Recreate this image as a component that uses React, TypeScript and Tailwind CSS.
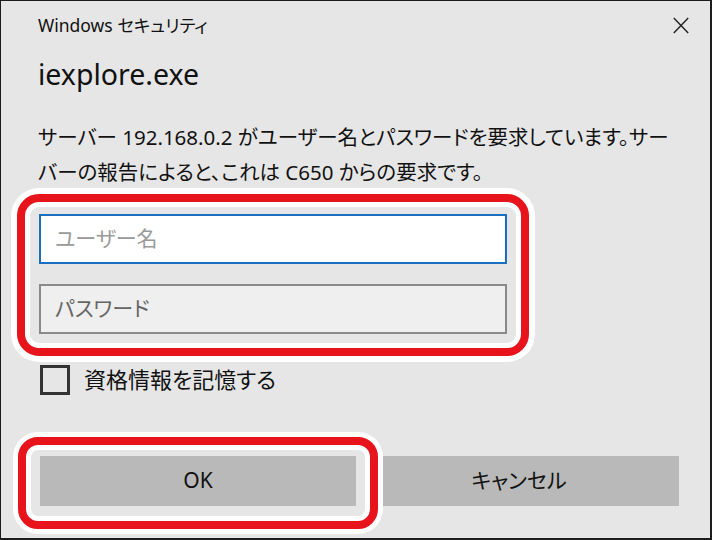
const font = "font-['Noto_Sans','Noto_Sans_CJK_JP',sans-serif] [font-feature-settings:'palt']";

function CloseIcon() {
  return (
    <svg width="16" height="17" viewBox="0 0 16 17" fill="none" stroke="#222" strokeWidth="1.4">
      <path d="M0.8 1 L15.2 16 M15.2 1 L0.8 16" />
    </svg>
  );
}

export default function App() {
  return (
    <div
      className={`flex h-[540px] w-[712px] flex-col border-t border-l border-r-2 border-b-2 border-[#1c1c1c] bg-[#e6e6e6] pl-[37px] text-[#111] ${font}`}
    >
      {/* title bar */}
      <div className="mt-[13px] flex items-center justify-between pr-[21px]">
        <span className="text-[17.5px] leading-[22px]">Windows セキュリティ</span>
        <CloseIcon />
      </div>

      <div className="mt-[20px] text-[28.5px] leading-[36px]">iexplore.exe</div>

      <p className="mt-[28px] text-[20.5px] leading-[35px]">
        サーバー 192.168.0.2 がユーザー名とパスワードを要求しています。サー
        <br />
        バーの報告によると、これは C650 からの要求です。
      </p>

      {/* credentials (highlighted) */}
      <div className="mt-[4px] -ml-[21px] w-[512px] rounded-[22px] border-[8px] border-[#e8141b] px-[14px] pt-[12px] pb-[14px] shadow-[inset_0_0_0_5px_#fff,0_0_0_6px_#fff]">
        <div className="flex h-[50px] items-center border-2 border-[#1a6fc0] bg-white pl-[14px] text-[21px] text-[#9a9a9a]">
          ユーザー名
        </div>
        <div className="mt-[20px] flex h-[50px] items-center border-2 border-[#8a8a8a] bg-[#efefef] pl-[14px] text-[21px] text-[#666]">
          パスワード
        </div>
      </div>

      <label className="mt-[7px] flex items-center gap-[14px]">
        <span className="ml-[2px] h-[30px] w-[30px] border-[3px] border-[#333]" />
        <span className="text-[22px]">資格情報を記憶する</span>
      </label>

      {/* buttons */}
      <div className="mt-[41px] flex items-start">
        <div className="-ml-[20px] w-[360px] rounded-[20px] border-[8px] border-[#e8141b] px-[14px] pt-[11px] pb-[15px] shadow-[inset_0_0_0_5px_#fff,0_0_0_5px_#fff]">
          <button className="flex h-[50px] w-full items-center justify-center bg-[#b8b9b8] text-[21px]">
            OK
          </button>
        </div>
        <button className="mt-[19px] ml-[5px] flex h-[50px] w-[296px] items-center justify-center bg-[#b8b9b8] pr-[24px] text-[21px]">
          キャンセル
        </button>
      </div>
    </div>
  );
}
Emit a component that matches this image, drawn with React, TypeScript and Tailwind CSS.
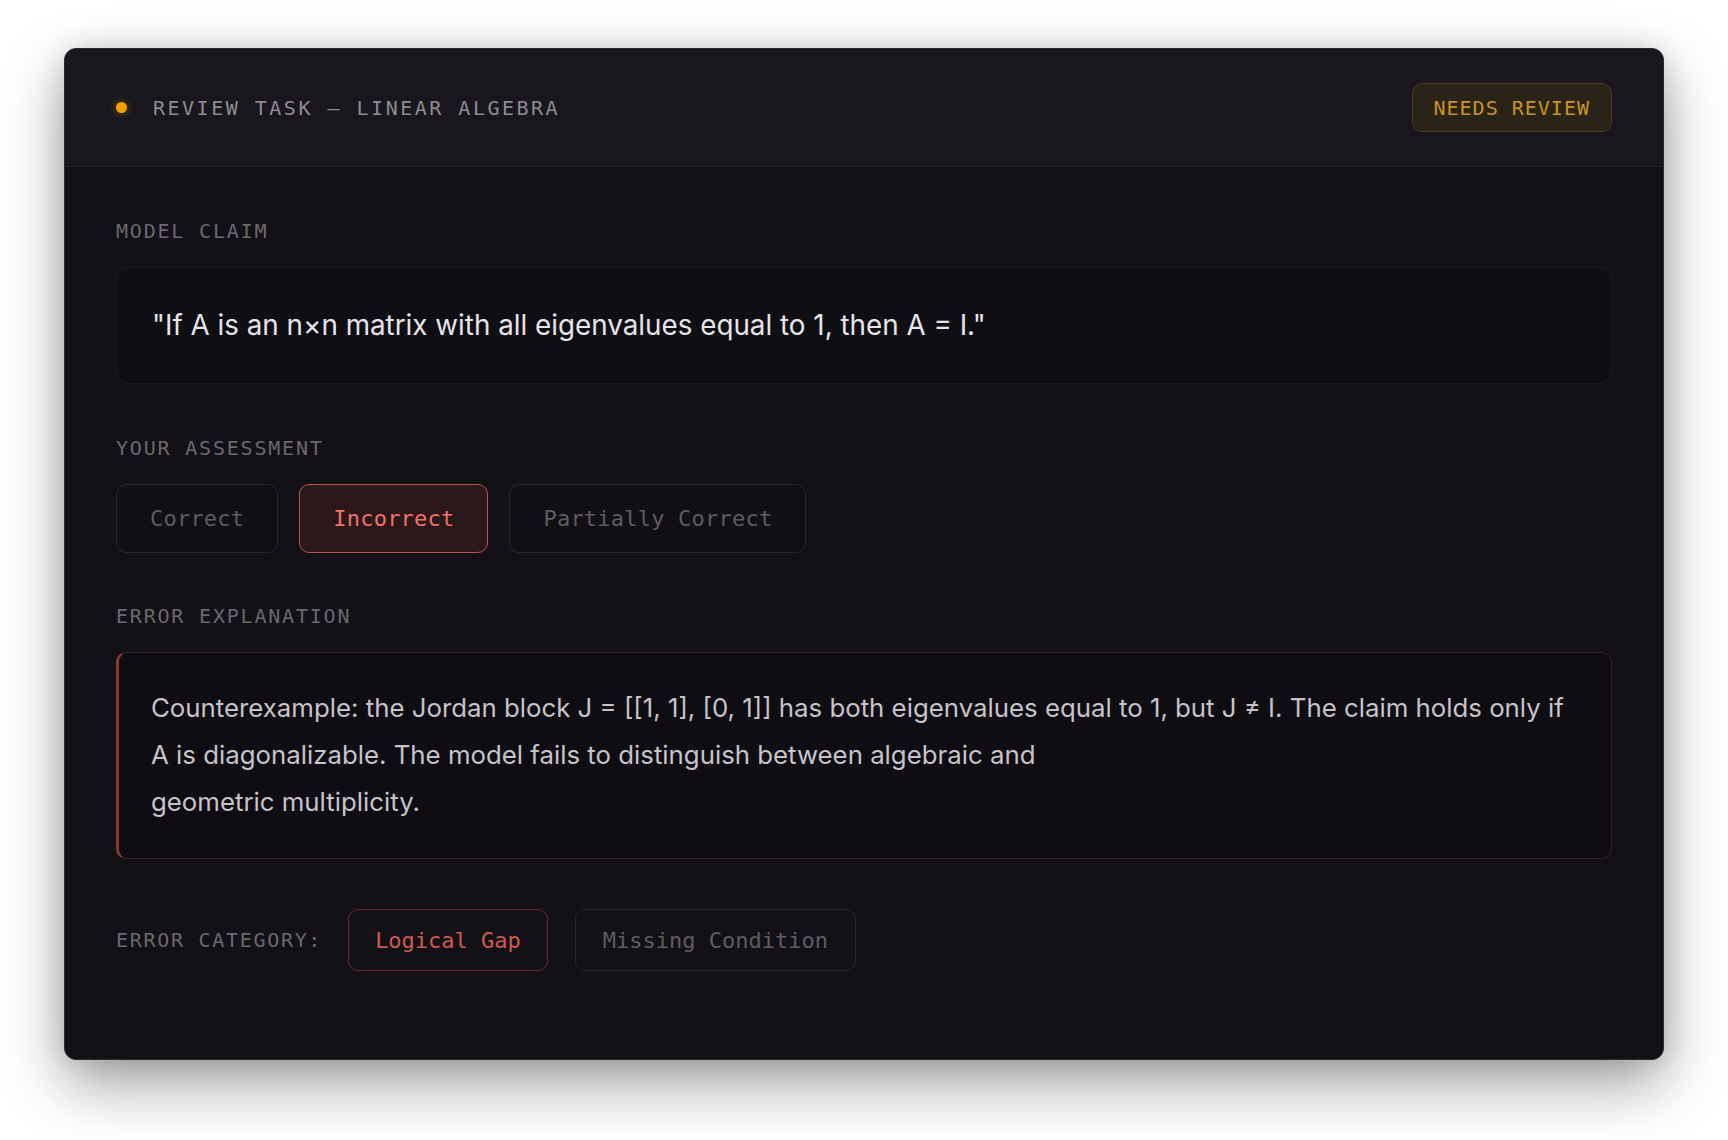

--

- [Exercise instructions]: Show all lines in the entries above where the string "Tailwind" appears.

- [Exercise output]:
Recreate this image as a component that uses React, TypeScript and Tailwind CSS.
Emit a component that matches this image, drawn with React, TypeScript and Tailwind CSS.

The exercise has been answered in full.